What makes all of this — the omissions, the deception — even more troubling is the fact that to the best of my knowledge the Post and Courier has never acknowledged the role that this family-owned company played in fostering racial animosity, if not hate, in the Holy City. Today, the daily is more than happy to write about the shameful past of the white terrorist and former South Carolina governor "Pitchfork Ben" Tillman, but it's not so willing to look at the bigotry in their own house. Hell, it didn't take a stand against the Confederate flag until after the Mother Emanuel shooting and it continues to ignore the fact that current College of Charleston President Glenn McConnell defended the racist barbecue baron Maurice Bessinger in the early 2000s. 

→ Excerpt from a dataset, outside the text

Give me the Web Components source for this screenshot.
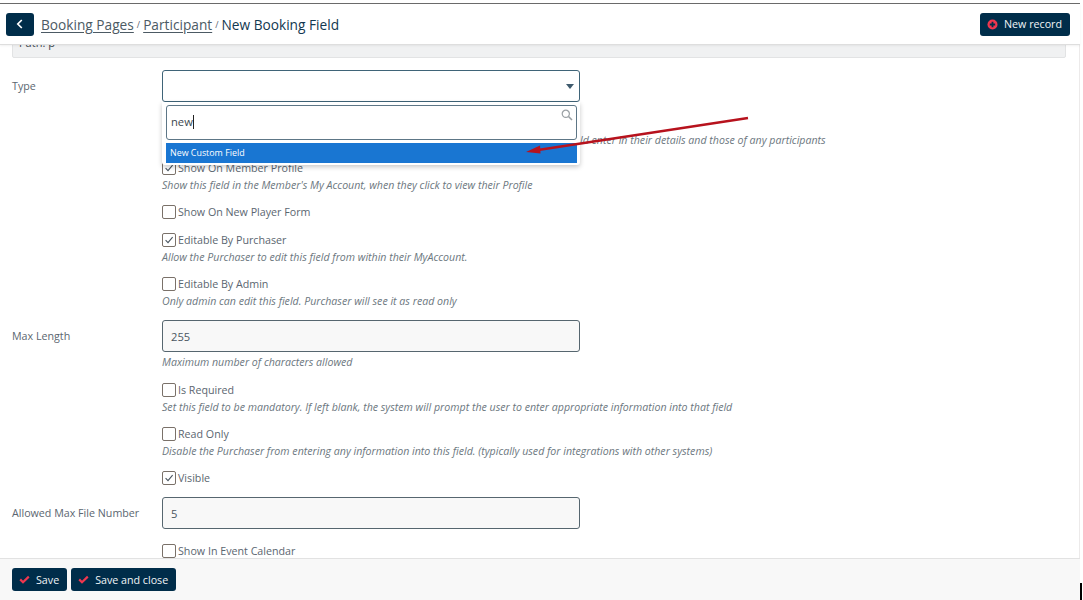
<!DOCTYPE html>
<html>
<head>
<meta charset="utf-8">
<title>New Booking Field</title>
<style>
  html, body { margin: 0; height: 100%; background: #fff; overflow: hidden; }
  body { font-family: "Open Sans", sans-serif; font-size: 12px; color: #5b6670; }
</style>
</head>
<body>
<booking-app>
  <app-header slot="header">
    <nav-crumb href="#">Booking Pages</nav-crumb>
    <nav-crumb href="#">Participant</nav-crumb>
    <nav-crumb>New Booking Field</nav-crumb>
    <app-button slot="action" icon="plus">New record</app-button>
  </app-header>

  <path-box>Path: p</path-box>

  <form-row label="Type" top="12">
    <select-box></select-box>
    <search-dropdown value="new" option="New Custom Field"></search-dropdown>
  </form-row>

  <check-row top="29" indent="418" hint="ld enter in their details and those of any participants"></check-row>
  <check-row top="11" checked label="Show On Member Profile" hint="Show this field in the Member's My Account, when they click to view their Profile"></check-row>
  <check-row top="10" label="Show On New Player Form"></check-row>
  <check-row top="11" checked label="Editable By Purchaser" hint="Allow the Purchaser to edit this field from within their MyAccount."></check-row>
  <check-row top="10" label="Editable By Admin" hint="Only admin can edit this field. Purchaser will see it as read only"></check-row>

  <form-row label="Max Length" top="11"><text-box value="255"></text-box></form-row>
  <check-row top="1" hint="Maximum number of characters allowed"></check-row>

  <check-row top="11" label="Is Required" hint="Set this field to be mandatory. If left blank, the system will prompt the user to enter appropriate information into that field"></check-row>
  <check-row top="10" label="Read Only" hint="Disable the Purchaser from entering any information into this field. (typically used for integrations with other systems)"></check-row>
  <check-row top="10" checked label="Visible"></check-row>

  <form-row label="Allowed Max File Number" top="11"><text-box value="5"></text-box></form-row>
  <check-row top="13" label="Show In Event Calendar"></check-row>

  <app-button slot="footer" icon="check">Save</app-button>
  <app-button slot="footer" icon="check">Save and close</app-button>
  <red-arrow slot="overlay"></red-arrow>
</booking-app>

<script>
class BookingApp extends HTMLElement {
  constructor() {
    super();
    this.attachShadow({ mode: 'open' });
    this.shadowRoot.innerHTML = `
      <style>
        :host { display: block; position: relative; width: 1080px; height: 600px; box-sizing: border-box; padding-top: 3px; background: #fff; }
        .shell { display: flex; flex-direction: column; height: 100%; border-top: 1px solid #6b6b6b; box-sizing: border-box; }
        .main { flex: 1; min-height: 0; overflow: hidden; padding: 0 13px 0 12px; border-right: 1px solid #eceaea; }
        footer { flex: none; height: 42px; display: flex; gap: 4px; align-items: flex-start; padding: 9px 12px 0; box-sizing: border-box;
          background: #f8f8f8; border-top: 1px solid #e2e2e2; }
        .edge { position: absolute; left: 1080px; top: 583px; width: 2px; height: 17px; background: #000; }
      </style>
      <div class="shell">
        <slot name="header"></slot>
        <div class="main"><slot></slot></div>
        <footer><slot name="footer"></slot></footer>
      </div>
      <slot name="overlay"></slot>
      <div class="edge"></div>`;
  }
}

class AppHeader extends HTMLElement {
  constructor() {
    super();
    this.attachShadow({ mode: 'open' });
    this.shadowRoot.innerHTML = `
      <style>
        :host { display: flex; align-items: center; position: relative; z-index: 2; height: 41px; box-sizing: border-box; padding: 0 10px 0 6px;
          background: #fff; border-bottom: 1px solid #dedede; box-shadow: 0 1px 2px rgba(0,0,0,.06); }
        .back { width: 28px; height: 23px; margin-right: 7px; border-radius: 3px; background: #002d4a; display: flex; align-items: center; justify-content: center; }
        .crumbs { flex: 1; display: flex; align-items: center; }
      </style>
      <div class="back">
        <svg width="8" height="11" viewBox="0 0 8 11"><path d="M5.8 1 L1.8 5 L5.8 9" fill="none" stroke="#fff" stroke-width="1.7"/></svg>
      </div>
      <div class="crumbs"><slot></slot></div>
      <slot name="action"></slot>`;
  }
}

class NavCrumb extends HTMLElement {
  constructor() {
    super();
    this.attachShadow({ mode: 'open' });
    const linked = this.hasAttribute('href');
    this.shadowRoot.innerHTML = `
      <style>
        :host { display: inline-flex; align-items: center; font-size: 13.7px; color: #12384f; white-space: nowrap; }
        .link { color: #4c5a64; text-decoration: underline; text-underline-offset: 2px; }
        .sep { font-size: 9px; margin: 0 3px; color: #5b6670; }
      </style>
      <span class="${linked ? 'link' : ''}"><slot></slot></span>${linked ? '<span class="sep">/</span>' : ''}`;
  }
}

class AppButton extends HTMLElement {
  constructor() {
    super();
    this.attachShadow({ mode: 'open' });
    const icons = {
      plus: `<svg width="11" height="11" viewBox="0 0 11 11"><circle cx="5.5" cy="5.5" r="5" fill="#f0374f"/><path d="M5.5 2.8v5.4M2.8 5.5h5.4" stroke="#002d4a" stroke-width="1.8"/></svg>`,
      check: `<svg width="11" height="9" viewBox="0 0 11 9"><path d="M1.2 4.4 L4 7.2 L9.8 1.6" fill="none" stroke="#f0374f" stroke-width="2.2"/></svg>`
    };
    this.shadowRoot.innerHTML = `
      <style>
        :host { display: inline-flex; align-items: center; height: 23px; box-sizing: border-box; padding: 0 8px 0 7px; gap: 6px;
          background: #002d4a; color: #f1f4f6; border-radius: 3px; font-size: 10.7px; white-space: nowrap; }
        svg { display: block; }
      </style>
      ${icons[this.getAttribute('icon')]}<slot></slot>`;
  }
}

class PathBox extends HTMLElement {
  constructor() {
    super();
    this.attachShadow({ mode: 'open' });
    this.shadowRoot.innerHTML = `
      <style>
        :host { display: block; height: 30px; margin-top: -17px; box-sizing: border-box; padding: 6px 6px 0; font-size: 11px; color: #3c4850;
          background: #f0f1f2; border: 1px solid #e2e3e4; border-radius: 2px; }
      </style><slot></slot>`;
  }
}

class FormRow extends HTMLElement {
  constructor() {
    super();
    this.attachShadow({ mode: 'open' });
    const top = this.getAttribute('top') || 12;
    this.shadowRoot.innerHTML = `
      <style>
        :host { display: grid; grid-template-columns: 150px 418px; margin-top: ${top}px; }
        label { font-size: 10.7px; color: #5b6670; align-self: center; white-space: nowrap; padding-bottom: 1px; }
        .control { position: relative; height: 32px; }
      </style>
      <label>${this.getAttribute('label')}</label>
      <div class="control"><slot></slot></div>`;
  }
}

class SelectBox extends HTMLElement {
  constructor() {
    super();
    this.attachShadow({ mode: 'open' });
    this.shadowRoot.innerHTML = `
      <style>
        :host { display: flex; align-items: center; justify-content: flex-end; height: 32px; box-sizing: border-box; padding-right: 5px;
          background: #fff; border: 1px solid #3f6478; border-radius: 3px; }
        i { width: 0; height: 0; border: 4px solid transparent; border-top: 5px solid #3f5a6d; border-bottom: 0; }
      </style><i></i>`;
  }
}

class TextBox extends HTMLElement {
  constructor() {
    super();
    this.attachShadow({ mode: 'open' });
    this.shadowRoot.innerHTML = `
      <style>
        :host { display: flex; align-items: center; height: 32px; box-sizing: border-box; padding-left: 8px; font-size: 11.2px; color: #4a5660;
          background: #f8f8f8; border: 1px solid #56666f; border-radius: 3px; }
      </style>${this.getAttribute('value')}`;
  }
}

class SearchDropdown extends HTMLElement {
  constructor() {
    super();
    this.attachShadow({ mode: 'open' });
    this.shadowRoot.innerHTML = `
      <style>
        :host { display: block; position: absolute; left: 0; top: 32px; width: 418px; height: 63px; box-sizing: border-box; padding: 3px 3px 0 4px; z-index: 1;
          background: #fff; border-radius: 0 0 3px 3px; box-shadow: 0 2px 5px rgba(0,0,0,.22); }
        .search { position: relative; height: 35px; box-sizing: border-box; padding: 8px 0 0 4px; font-size: 11.2px; color: #3c4850;
          border: 1px solid #5d7686; border-radius: 3px; background: #fff; }
        .caret { display: inline-block; width: 1px; height: 14px; background: #222; vertical-align: -3px; }
        svg { position: absolute; right: 3px; top: 3px; }
        .option { height: 20px; margin-top: 3px; padding-left: 4px; font-size: 8.9px; line-height: 20px; color: #fff; background: #1976d2; }
      </style>
      <div class="search">${this.getAttribute('value')}<span class="caret"></span>
        <svg width="12" height="12" viewBox="0 0 12 12"><circle cx="4.8" cy="4.8" r="3.6" fill="none" stroke="#9aa0a4" stroke-width="1.2"/><path d="M7.5 7.5 L11 11" stroke="#9aa0a4" stroke-width="1.6"/></svg>
      </div>
      <div class="option">${this.getAttribute('option')}</div>`;
  }
}

class CheckRow extends HTMLElement {
  constructor() {
    super();
    this.attachShadow({ mode: 'open' });
    const top = this.getAttribute('top') || 10;
    const indent = Number(this.getAttribute('indent') || 0);
    const hint = this.getAttribute('hint');
    const label = this.getAttribute('label');
    const box = label === null ? '' : `
      <div class="line">
        <span class="box">${this.hasAttribute('checked') ? '<svg width="12" height="12" viewBox="0 0 12 12"><path d="M2.6 6.2 L5 8.6 L9.6 3.2" fill="none" stroke="#4a5660" stroke-width="1.1"/></svg>' : ''}</span>
        <span>${label}</span>
      </div>`;
    this.shadowRoot.innerHTML = `
      <style>
        :host { display: block; margin: ${top}px 0 0 ${150 + indent}px; }
        .line { display: flex; align-items: center; gap: 2px; height: 17px; font-size: 10.7px; color: #5b6670; white-space: nowrap; }
        .box { flex: none; width: 12px; height: 12px; border: 1px solid #7a7169; border-radius: 2px; display: flex; background: #fff; }
        .hint { height: 16px; padding-top: 1px; line-height: 17px; font-size: 10.62px; font-style: italic; color: #6c7780; white-space: nowrap; }
      </style>
      ${box}${hint ? `<div class="hint">${hint}</div>` : ''}`;
  }
}

class RedArrow extends HTMLElement {
  constructor() {
    super();
    this.attachShadow({ mode: 'open' });
    this.shadowRoot.innerHTML = `
      <style>
        :host { display: block; position: absolute; left: 520px; top: 110px; width: 235px; height: 50px; z-index: 5; pointer-events: none; }
      </style>
      <svg width="235" height="50" viewBox="0 0 235 50">
        <path d="M228 8 L18 40" stroke="#b7121d" stroke-width="2.6" fill="none"/>
        <path d="M6 42 L20 35.5 L20.5 43.5 Z" fill="#b7121d"/>
      </svg>`;
  }
}

customElements.define('booking-app', BookingApp);
customElements.define('app-header', AppHeader);
customElements.define('nav-crumb', NavCrumb);
customElements.define('app-button', AppButton);
customElements.define('path-box', PathBox);
customElements.define('form-row', FormRow);
customElements.define('select-box', SelectBox);
customElements.define('text-box', TextBox);
customElements.define('search-dropdown', SearchDropdown);
customElements.define('check-row', CheckRow);
customElements.define('red-arrow', RedArrow);
</script>
</body>
</html>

If the Post and Courier is unwilling to face their shameful past and to admit to the pain they have cause the black community in Charleston, the harm they encouraged, they can never heal — this town can never heal. Yes, the P&C can talk about post-Emanuel unity all they want, but as it stands today, we cannot expect the paper to honestly cover racial issues if it can't honestly address their own bigotry, by omission or otherwise.